Eddie Van Halen and Brian May’s “Starfleet” and marshmallow-bacon soup
Getting the day’s writing going with a little music ranting, this is A.M. Shuffle. And yes, today it is P.M. Shuffle. Shut up. Today: Eddie Van Halen and Brian May’s “Starfleet.”
Eddie Van Halen plays guitar the way Johnny Manziel plays football, with zero regard for such niceties as “what’s come before” and “common sense.” He’s also weirdly cloistered, so there really aren’t many clips of Van Halen cutting loose in unstructured settings.
Which brings us to this strange little artifact, a half-hour-long, three-song EP featuring Van Halen, Queen guitarist Brian May, and some bass player, keyboard player, and drummer. Apparently the dudes just got together one day and started wailing, and the result was this minimally-produced music. It presaged the indie-EP release era by a couple decades, and it couldn’t sound any more ’80s if you had Max Headroom and Clara Peller singing backup.

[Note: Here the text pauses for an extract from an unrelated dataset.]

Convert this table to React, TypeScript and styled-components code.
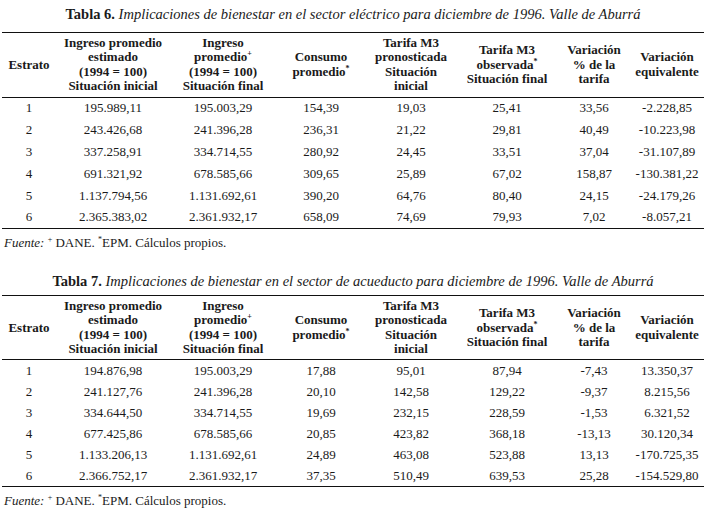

Right from the start, you can hear May carrying the melody while Van Halen harmonic-plucks his way all over the damn place. It doesn’t get any more restrained throughout. EVH a careening bowling ball and May is the bumpers in the gutters, keeping Eddie somewhere in the same area as the song’s chord progressions. And apparently at about the 5:15 mark, Eddie just plain didn’t stop playing, leading the rest of the band to jump back in.
Now, I wish that I could play guitar well enough that this was even an issue for me, but I can’t, so I sit on the sidelines and criticize. What you hear here is the sonic equivalent of two individual musical styles that, while great on their own, don’t mesh particularly well together. It’s like marshmallow-bacon soup. Which sounds like it would make you throw up, and apparently that was figuratively the case with Eric Clapton, to whom they dedicated “Blues Breaker,” another song on the EP. He pronounced it “awful.”
I’ve always wondered what Eddie would sound like if you pushed him out of his whomp-rock whee-diddly-diddly comfort zone, and here, I think we have our answer: he’d wrestle every single thing he played into a Van Halen outtake.